MSHA's hazardous-materials training requirements at 30 CFR Part 48 and the MSHA health-regulations at 30 CFR Part 70 (coal), 71, 72, 75 (coal mine), and 57 (metal/nonmetal) cover hazardous substance training in the mining context. MSHA's standards predate GHS alignment and use a somewhat different documentation structure from OSHA's 1910.1200(h), but the substantive training requirement — workers must be able to identify hazardous substances, understand their health effects, and know protective measures — is functionally equivalent. The captioning problem in mining training is compounded by mining-specific vocabulary: ore names (chalcopyrite, galena, sphalerite), mineral processing terms (beneficiation, flotation reagents), and the ventilation and dust control vocabulary that appears in every underground training module. See the safety training captions reference page for the MSHA frame.

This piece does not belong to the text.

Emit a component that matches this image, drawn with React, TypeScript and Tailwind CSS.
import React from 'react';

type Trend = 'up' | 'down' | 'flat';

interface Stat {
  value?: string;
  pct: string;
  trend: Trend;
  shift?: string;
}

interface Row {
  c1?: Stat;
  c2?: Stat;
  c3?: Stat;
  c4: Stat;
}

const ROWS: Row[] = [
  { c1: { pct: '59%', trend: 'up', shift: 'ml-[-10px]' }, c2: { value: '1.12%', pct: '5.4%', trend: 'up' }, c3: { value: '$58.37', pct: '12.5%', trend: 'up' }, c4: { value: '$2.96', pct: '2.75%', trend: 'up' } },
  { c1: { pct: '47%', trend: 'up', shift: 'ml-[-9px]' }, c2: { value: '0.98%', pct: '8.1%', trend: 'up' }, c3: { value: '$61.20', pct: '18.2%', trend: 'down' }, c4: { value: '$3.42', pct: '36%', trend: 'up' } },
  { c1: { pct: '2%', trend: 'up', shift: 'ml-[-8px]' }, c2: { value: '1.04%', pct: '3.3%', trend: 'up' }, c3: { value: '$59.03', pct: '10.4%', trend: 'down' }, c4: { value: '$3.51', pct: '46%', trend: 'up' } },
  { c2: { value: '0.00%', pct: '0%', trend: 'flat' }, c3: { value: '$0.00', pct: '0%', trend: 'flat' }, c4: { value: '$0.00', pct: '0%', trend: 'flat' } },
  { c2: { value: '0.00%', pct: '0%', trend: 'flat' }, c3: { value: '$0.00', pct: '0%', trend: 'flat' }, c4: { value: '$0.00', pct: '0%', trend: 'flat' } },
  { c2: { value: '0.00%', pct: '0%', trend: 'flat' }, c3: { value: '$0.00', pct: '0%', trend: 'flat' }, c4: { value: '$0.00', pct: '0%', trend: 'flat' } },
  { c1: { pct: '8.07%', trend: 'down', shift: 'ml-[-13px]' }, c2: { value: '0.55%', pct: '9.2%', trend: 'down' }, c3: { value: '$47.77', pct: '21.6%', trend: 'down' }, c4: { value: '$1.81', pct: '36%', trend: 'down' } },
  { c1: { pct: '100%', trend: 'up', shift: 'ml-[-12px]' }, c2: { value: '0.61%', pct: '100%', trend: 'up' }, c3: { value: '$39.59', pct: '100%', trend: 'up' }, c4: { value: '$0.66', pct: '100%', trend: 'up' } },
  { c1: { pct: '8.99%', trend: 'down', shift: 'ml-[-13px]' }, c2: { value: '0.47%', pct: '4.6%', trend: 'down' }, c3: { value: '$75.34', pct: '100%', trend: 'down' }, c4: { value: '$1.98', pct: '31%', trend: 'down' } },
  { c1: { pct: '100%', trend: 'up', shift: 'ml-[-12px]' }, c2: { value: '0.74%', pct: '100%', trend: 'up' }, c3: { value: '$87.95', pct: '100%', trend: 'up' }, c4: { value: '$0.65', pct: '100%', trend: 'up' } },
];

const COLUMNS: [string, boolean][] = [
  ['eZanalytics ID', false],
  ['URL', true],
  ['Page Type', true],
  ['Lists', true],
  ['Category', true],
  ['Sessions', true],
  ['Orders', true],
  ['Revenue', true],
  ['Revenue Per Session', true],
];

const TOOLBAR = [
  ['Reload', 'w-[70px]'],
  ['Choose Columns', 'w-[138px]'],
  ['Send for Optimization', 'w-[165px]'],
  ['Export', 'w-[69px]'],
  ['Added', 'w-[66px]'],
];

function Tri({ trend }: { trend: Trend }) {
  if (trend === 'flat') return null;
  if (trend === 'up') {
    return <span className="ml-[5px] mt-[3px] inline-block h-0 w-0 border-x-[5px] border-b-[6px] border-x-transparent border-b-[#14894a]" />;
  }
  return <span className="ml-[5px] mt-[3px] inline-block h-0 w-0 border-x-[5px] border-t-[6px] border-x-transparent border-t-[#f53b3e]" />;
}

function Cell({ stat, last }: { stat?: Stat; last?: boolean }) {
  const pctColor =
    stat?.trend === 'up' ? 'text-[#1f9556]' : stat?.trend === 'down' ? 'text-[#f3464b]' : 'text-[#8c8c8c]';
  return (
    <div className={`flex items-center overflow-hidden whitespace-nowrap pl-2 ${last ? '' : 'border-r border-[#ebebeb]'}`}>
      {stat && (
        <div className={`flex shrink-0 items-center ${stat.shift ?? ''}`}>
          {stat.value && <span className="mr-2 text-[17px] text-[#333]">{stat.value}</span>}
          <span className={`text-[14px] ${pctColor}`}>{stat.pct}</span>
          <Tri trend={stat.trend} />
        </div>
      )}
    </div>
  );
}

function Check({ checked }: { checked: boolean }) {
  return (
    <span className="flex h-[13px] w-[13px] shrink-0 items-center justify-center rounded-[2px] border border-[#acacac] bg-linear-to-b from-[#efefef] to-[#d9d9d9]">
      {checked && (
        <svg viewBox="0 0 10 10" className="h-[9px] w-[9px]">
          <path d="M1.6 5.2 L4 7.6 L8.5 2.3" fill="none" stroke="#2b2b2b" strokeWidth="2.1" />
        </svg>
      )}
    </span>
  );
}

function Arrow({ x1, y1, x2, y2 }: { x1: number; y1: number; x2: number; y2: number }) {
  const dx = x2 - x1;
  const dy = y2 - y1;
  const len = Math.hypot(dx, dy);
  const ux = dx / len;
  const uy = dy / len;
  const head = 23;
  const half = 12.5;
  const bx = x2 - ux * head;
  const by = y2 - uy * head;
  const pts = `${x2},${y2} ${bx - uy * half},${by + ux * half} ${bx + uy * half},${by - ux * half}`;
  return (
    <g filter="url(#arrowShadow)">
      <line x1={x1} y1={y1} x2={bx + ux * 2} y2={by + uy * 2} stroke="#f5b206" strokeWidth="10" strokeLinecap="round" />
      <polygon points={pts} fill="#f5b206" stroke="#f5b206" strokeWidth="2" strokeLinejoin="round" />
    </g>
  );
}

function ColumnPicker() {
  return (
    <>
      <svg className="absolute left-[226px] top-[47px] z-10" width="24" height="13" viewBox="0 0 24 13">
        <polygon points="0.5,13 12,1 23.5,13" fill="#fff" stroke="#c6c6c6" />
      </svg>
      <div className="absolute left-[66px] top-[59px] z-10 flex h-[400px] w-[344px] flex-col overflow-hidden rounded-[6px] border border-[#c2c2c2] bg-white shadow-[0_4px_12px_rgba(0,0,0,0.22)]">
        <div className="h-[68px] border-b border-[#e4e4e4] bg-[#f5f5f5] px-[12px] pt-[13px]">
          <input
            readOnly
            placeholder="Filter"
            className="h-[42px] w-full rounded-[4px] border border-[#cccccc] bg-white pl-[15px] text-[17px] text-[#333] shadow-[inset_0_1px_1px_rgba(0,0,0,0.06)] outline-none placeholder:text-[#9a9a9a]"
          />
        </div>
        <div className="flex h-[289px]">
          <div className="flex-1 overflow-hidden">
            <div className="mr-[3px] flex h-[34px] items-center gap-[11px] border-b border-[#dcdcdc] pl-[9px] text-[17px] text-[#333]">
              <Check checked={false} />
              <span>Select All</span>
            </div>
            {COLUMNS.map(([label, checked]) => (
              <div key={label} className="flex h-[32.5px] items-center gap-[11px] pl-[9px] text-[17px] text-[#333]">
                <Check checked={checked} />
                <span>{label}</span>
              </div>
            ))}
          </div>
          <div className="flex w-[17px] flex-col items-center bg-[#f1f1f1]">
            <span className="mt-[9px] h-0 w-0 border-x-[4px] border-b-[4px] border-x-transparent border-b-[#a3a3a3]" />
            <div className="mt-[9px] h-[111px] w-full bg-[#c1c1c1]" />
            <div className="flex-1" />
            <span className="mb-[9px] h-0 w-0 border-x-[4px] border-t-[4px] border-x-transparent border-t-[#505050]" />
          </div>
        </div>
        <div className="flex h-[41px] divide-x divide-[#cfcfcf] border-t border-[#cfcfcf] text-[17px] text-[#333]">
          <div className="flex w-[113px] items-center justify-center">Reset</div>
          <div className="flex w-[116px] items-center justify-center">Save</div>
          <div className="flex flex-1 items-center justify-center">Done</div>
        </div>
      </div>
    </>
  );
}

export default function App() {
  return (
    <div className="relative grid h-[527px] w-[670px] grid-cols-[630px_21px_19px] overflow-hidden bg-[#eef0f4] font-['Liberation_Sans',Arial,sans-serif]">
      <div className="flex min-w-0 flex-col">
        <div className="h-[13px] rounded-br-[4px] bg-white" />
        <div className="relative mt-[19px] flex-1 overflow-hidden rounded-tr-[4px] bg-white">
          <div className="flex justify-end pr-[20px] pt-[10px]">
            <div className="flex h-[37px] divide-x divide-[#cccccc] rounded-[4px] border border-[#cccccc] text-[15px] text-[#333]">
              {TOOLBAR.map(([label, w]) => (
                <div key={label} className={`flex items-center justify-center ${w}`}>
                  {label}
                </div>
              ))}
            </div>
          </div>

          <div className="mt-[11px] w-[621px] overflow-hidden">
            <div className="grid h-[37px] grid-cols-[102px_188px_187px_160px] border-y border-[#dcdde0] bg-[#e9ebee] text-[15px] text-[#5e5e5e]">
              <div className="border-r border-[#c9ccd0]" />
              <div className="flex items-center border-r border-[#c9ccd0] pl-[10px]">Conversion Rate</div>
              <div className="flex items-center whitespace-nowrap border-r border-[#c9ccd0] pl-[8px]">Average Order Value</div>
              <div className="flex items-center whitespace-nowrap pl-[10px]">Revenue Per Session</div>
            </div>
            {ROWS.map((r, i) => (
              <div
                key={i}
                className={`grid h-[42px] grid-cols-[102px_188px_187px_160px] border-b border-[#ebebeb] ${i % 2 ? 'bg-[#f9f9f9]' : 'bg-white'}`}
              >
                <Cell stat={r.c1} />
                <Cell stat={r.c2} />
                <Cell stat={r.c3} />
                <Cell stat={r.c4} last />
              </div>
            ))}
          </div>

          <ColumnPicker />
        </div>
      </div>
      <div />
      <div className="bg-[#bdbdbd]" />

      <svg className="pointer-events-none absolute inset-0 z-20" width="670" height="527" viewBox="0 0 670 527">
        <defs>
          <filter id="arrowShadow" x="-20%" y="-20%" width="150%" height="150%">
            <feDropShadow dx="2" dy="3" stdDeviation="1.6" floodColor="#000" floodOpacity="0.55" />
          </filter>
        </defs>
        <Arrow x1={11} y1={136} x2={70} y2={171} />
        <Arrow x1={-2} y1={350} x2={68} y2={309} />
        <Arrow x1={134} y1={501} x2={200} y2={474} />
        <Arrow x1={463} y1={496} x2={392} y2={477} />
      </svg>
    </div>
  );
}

We use a third-party EHS training provider — is the captioning obligation on us or on them?

The training obligation is always on the employer. § 1910.1200(h)(1) says "Employers shall provide employees with effective information and training." Using a third-party provider does not transfer the obligation; it outsources the delivery, not the responsibility. If the third-party provider's captioned videos fail the accuracy bar for your employees, the employer has the compliance exposure. The practical implication: when evaluating EHS training vendors, caption quality for chemical-name vocabulary is a procurement criterion, not an assumption. Ask the vendor explicitly: do their modules carry glossary-biased captions for the specific chemicals in your SDS binder, or are the captions generated at module production time by a general-purpose auto-captioner and never audited? The captioning RFP template has the vendor-evaluation questions.

Does this problem get worse when workers speak English as a second language and the training is in English?

Yes, in a compounding way. For non-native English speakers, the primary accessibility challenge is language comprehension, not captioning accuracy. But captions serve an additional function for second-language learners: they allow the learner to read the text while hearing it, reinforcing comprehension. When captions are accurate, this dual-channel exposure improves retention even for native speakers; it is especially valuable for non-native speakers processing technical content. When captions mangle chemical names, the second-language learner loses the text-reinforcement benefit exactly at the point of highest learning difficulty — the technical vocabulary. Glossary-biased captions that correctly spell tetrachloroethylene and methylene diphenyl diisocyanate serve three audiences simultaneously: hearing-impaired workers (the ADA obligation), non-native English speakers (the training-effectiveness outcome), and native English speakers who benefit from accurate on-screen text during fast-paced technical narration.